Most people in Britain in 1953 (the year in which the film takes place) believed that the duo had already retired. Some fans are met with surprise upon finding out that the real Laurel & Hardy are touring the UK (they had assumed it was a tribute act). At first Stan and Ollie are disheartened at the half-empty theatres, but the number begin to soar as the tour gains visibility and momentum. Plus, there’s also a film on pipeline. Could this adventure culminate in yet another addition for their extensive portfolio of more than 250 films?
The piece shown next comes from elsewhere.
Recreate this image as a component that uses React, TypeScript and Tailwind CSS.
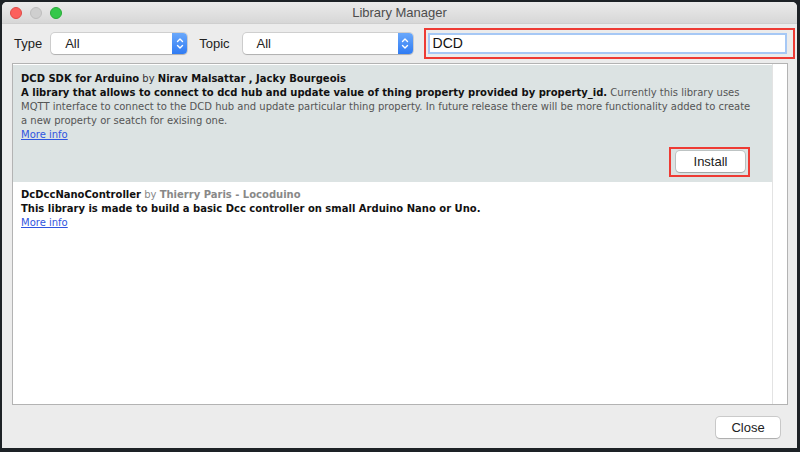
import React from "react";

const sysFont = { fontFamily: '"Liberation Sans", "Noto Sans", Arial, sans-serif' };
const listFont = { fontFamily: '"DejaVu Sans", Verdana, sans-serif' };

function Stepper() {
  return (
    <div className="flex h-full w-[15px] items-center justify-center rounded-r-[4px] bg-gradient-to-b from-[#6aa8fb] to-[#2f7bf3]">
      <svg width="8" height="13" viewBox="0 0 8 13" fill="none" stroke="white" strokeWidth="1.4" strokeLinecap="round" strokeLinejoin="round">
        <path d="M1.5 4.5 L4 2 L6.5 4.5" />
        <path d="M1.5 8.5 L4 11 L6.5 8.5" />
      </svg>
    </div>
  );
}

function Select({ width, value }: { width: string; value: string }) {
  return (
    <div className={`flex h-[21px] items-center rounded-[4px] bg-white shadow-[0_0_0_1px_rgba(0,0,0,0.12),0_1px_1px_rgba(0,0,0,0.15)] ${width}`}>
      <span className="flex-1 pl-[14px] text-[13px] text-[#222]">{value}</span>
      <Stepper />
    </div>
  );
}

function MoreInfo() {
  return <span className="text-[#2f55e0] underline">More info</span>;
}

export default function App() {
  return (
    <div className="flex h-[452px] w-[800px] bg-[#1d2226] pt-[2px] pl-[2px] pr-[3px] pb-[4px]" style={sysFont}>
      <div className="flex flex-1 flex-col overflow-hidden rounded-t-[5px] bg-[#ececec]">
        {/* Title bar */}
        <div className="relative flex h-[22px] items-center justify-center border-b border-[#cfcfcf] bg-gradient-to-b from-[#ebebeb] to-[#d7d7d7]">
          <div className="absolute left-[8px] top-[5px] flex gap-[8px]">
            <span className="h-[12px] w-[12px] rounded-full bg-[#fc605c] border border-[#de4a46]" />
            <span className="h-[12px] w-[12px] rounded-full bg-[#cfcfcf] border border-[#bdbdbd]" />
            <span className="h-[12px] w-[12px] rounded-full bg-[#34c84a] border border-[#27aa37]" />
          </div>
          <span className="text-[13px] text-[#4d4d4d]">Library Manager</span>
        </div>

        {/* Toolbar */}
        <div className="mt-[4px] flex h-[31px] items-center pl-[12px] pr-[2px]">
          <span className="text-[13px] text-[#222]">Type</span>
          <div className="ml-[9px]">
            <Select width="w-[136px]" value="All" />
          </div>
          <span className="ml-[12px] text-[13px] text-[#222]">Topic</span>
          <div className="ml-[13px]">
            <Select width="w-[170px]" value="All" />
          </div>
          <div className="ml-[11px] flex h-[31px] flex-1 items-center border-2 border-[#ee3b34] pl-[2px] pr-[6px]">
            <div className="flex h-[21px] flex-1 items-center border-2 border-[#a6c8f5] bg-white pl-[3px] text-[14px] text-[#111]">
              DCD
            </div>
          </div>
        </div>

        {/* List */}
        <div className="ml-[10px] mt-[4px] flex h-[342px] w-[776px] border border-[#b3b3b3] bg-white" style={listFont}>
          <div className="flex flex-1 flex-col pt-[1px] text-[10px] leading-[14px]">
            <div className="flex h-[117px] flex-col bg-[#dce3e3] pl-[8px] pr-[14px] pt-[7px]">
              <div className="text-[#111]">
                <b>DCD SDK for Arduino</b> <span className="text-[#333]">by</span>{" "}
                <b>Nirav Malsattar , Jacky Bourgeois</b>
              </div>
              <div className="text-[#555]">
                <b className="text-[#111]">
                  A library that allows to connect to dcd hub and update value of thing property provided by property_id.
                </b>{" "}
                Currently this library uses MQTT interface to connect to the DCD hub and update particular thing property. In future release there will be more functionality added to create a new property or seatch for exising one.
              </div>
              <div>
                <MoreInfo />
              </div>
              <div className="mt-[5px] flex justify-end pr-[8px]">
                <div className="border-2 border-[#ee3b34] pb-[3px] pl-[5px] pr-[3px] pt-[2px]">
                  <button
                    className="h-[21px] w-[69px] rounded-[4px] bg-white text-[13px] text-[#222] shadow-[0_0_0_1px_rgba(0,0,0,0.14),0_1px_1px_rgba(0,0,0,0.15)]"
                    style={sysFont}
                  >
                    Install
                  </button>
                </div>
              </div>
            </div>
            <div className="flex flex-col pl-[8px] pt-[6px]">
              <div className="text-[#111]">
                <b>DcDccNanoController</b> <span className="text-[#888]">by</span>{" "}
                <b className="text-[#888]">Thierry Paris - Locoduino</b>
              </div>
              <div>
                <b className="text-[#111]">This library is made to build a basic Dcc controller on small Arduino Nano or Uno.</b>
              </div>
              <div>
                <MoreInfo />
              </div>
            </div>
          </div>
          <div className="w-[15px] border-l border-[#e3e3e3] bg-white" />
        </div>

        {/* Bottom bar */}
        <div className="flex flex-1 items-start justify-end pr-[17px] pt-[12px]">
          <button className="h-[21px] w-[64px] rounded-[4px] bg-white text-[13px] text-[#222] shadow-[0_0_0_1px_rgba(0,0,0,0.14),0_1px_1px_rgba(0,0,0,0.15)]">
            Close
          </button>
        </div>
      </div>
    </div>
  );
}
Stan & Ollie deserves credit for rescuing old-fashioned slapstick for modern audiences. Our humour has changed enormously since. Our jokes have become darker, more cynical and complex. Someone kicking someone in the buttocks or dropping a large suitcase down a flight of stairs is hardly funny these days. Yet the film renders the humour nostalgic and charming. You will catch yourself smiling throughout the film. Yet, you will never bawl your eyes out with laughter like audiences in the 1950s would have done. But that’s ok. Stan & Ollie is not intended to be a comedy, but instead a tribute to the comedies of yore.
It’s not easy adding colour (in both senses) to such a classic black and white act, often described as the biggest comedy duo of all times. Stan & Ollie has an effective colourful vintage feel. It never feels tawdry and cheap. I do, however, have an issue with Hardy’s make-up. Not only was it unnecessary (Reilly would spend on average four hours a day on the make-up chair), but it doesn’t look realistic. Reilly’s Hardy looks like Shrek or the fat guy from Monty Python. Why the insistence in using top-drawer cast? Couldn’t the role be given to someone slightly less famous and with a greater physical resemblance to Oliver Hardy?
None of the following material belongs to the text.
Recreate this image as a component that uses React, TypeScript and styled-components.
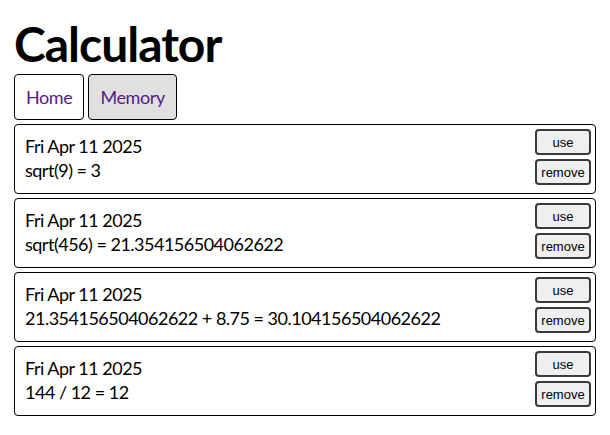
import React from "react";
import styled, { createGlobalStyle } from "styled-components";

const GlobalStyle = createGlobalStyle`
  html, body { margin: 0; padding: 0; background: #fff; }
  body { font-family: Lato, "Open Sans", sans-serif; color: #000; }
`;

const Page = styled.div`
  padding: 0 14px;
`;

const Title = styled.h1`
  margin: 13px 0 0;
  font-size: 48px;
  line-height: 61px;
  font-weight: 700;
  letter-spacing: -1px;
`;

const Nav = styled.nav`
  display: flex;
  gap: 4px;
  margin-bottom: 4px;
`;

const Tab = styled.a<{ $active?: boolean }>`
  display: flex;
  align-items: center;
  height: 46px;
  box-sizing: border-box;
  padding: 0 11px;
  border: 1px solid #000;
  border-radius: 4px;
  background: ${(p) => (p.$active ? "#e0e0e0" : "#fff")};
  color: #551a8b;
  font-size: 18px;
  letter-spacing: -0.4px;
  text-decoration: none;
`;

const List = styled.div`
  display: flex;
  flex-direction: column;
  gap: 4px;
`;

const Card = styled.div`
  display: flex;
  align-items: center;
  justify-content: space-between;
  border: 1px solid #000;
  border-radius: 4px;
  padding: 4px 4px 8px 10px;
  font-size: 18px;
  line-height: 24px;
  letter-spacing: -0.5px;
`;

const Info = styled.div`
  display: flex;
  flex-direction: column;
  padding-top: 2px;
`;

const Actions = styled.div`
  display: flex;
  flex-direction: column;
  gap: 4px;
`;

const SmallButton = styled.button`
  width: 56px;
  height: 26px;
  box-sizing: border-box;
  padding: 0;
  border: 2px solid #3a3a3a;
  border-radius: 4px;
  background: #efefef;
  color: #000;
  font-family: "Liberation Sans", Arial, sans-serif;
  font-size: 13px;
  letter-spacing: 0;
`;

const entries = [
  "sqrt(9) = 3",
  "sqrt(456) = 21.354156504062622",
  "21.354156504062622 + 8.75 = 30.104156504062622",
  "144 / 12 = 12",
];

export default function App() {
  return (
    <Page>
      <GlobalStyle />
      <Title>Calculator</Title>
      <Nav>
        <Tab href="#">Home</Tab>
        <Tab href="#" $active>
          Memory
        </Tab>
      </Nav>
      <List>
        {entries.map((e, i) => (
          <Card key={i}>
            <Info>
              <span>Fri Apr 11 2025</span>
              <span>{e}</span>
            </Info>
            <Actions>
              <SmallButton>use</SmallButton>
              <SmallButton>remove</SmallButton>
            </Actions>
          </Card>
        ))}
      </List>
    </Page>
  );
}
Ultimately, Stan & Ollie is a film about ageing and camaraderie. The greatest testament of the indestructible bond between the two artists is the fact that Stan never performed with anyone else after Hardy became too ill to go on stage, and he continued to write sketches for the duo even after Hardy’s death.
While effective enough, Stan & Ollie also lacks a little spice and wit (aka. the dirty factor). It’s never a chore to sit through, but it’s never riveting, either. The strongest performance is delivered by Nina Arianda as Stan’s Russian wife Ida. She is bitchy, formidable, vaguely doting and also extremely charming. Plus, there are wonderful sights of Britain in the 1950s, including a fully operational Strand tube station. Overall, worth a visit to cinema.
Stan & Ollie is in cinemas across the UK from Friday, January 11th.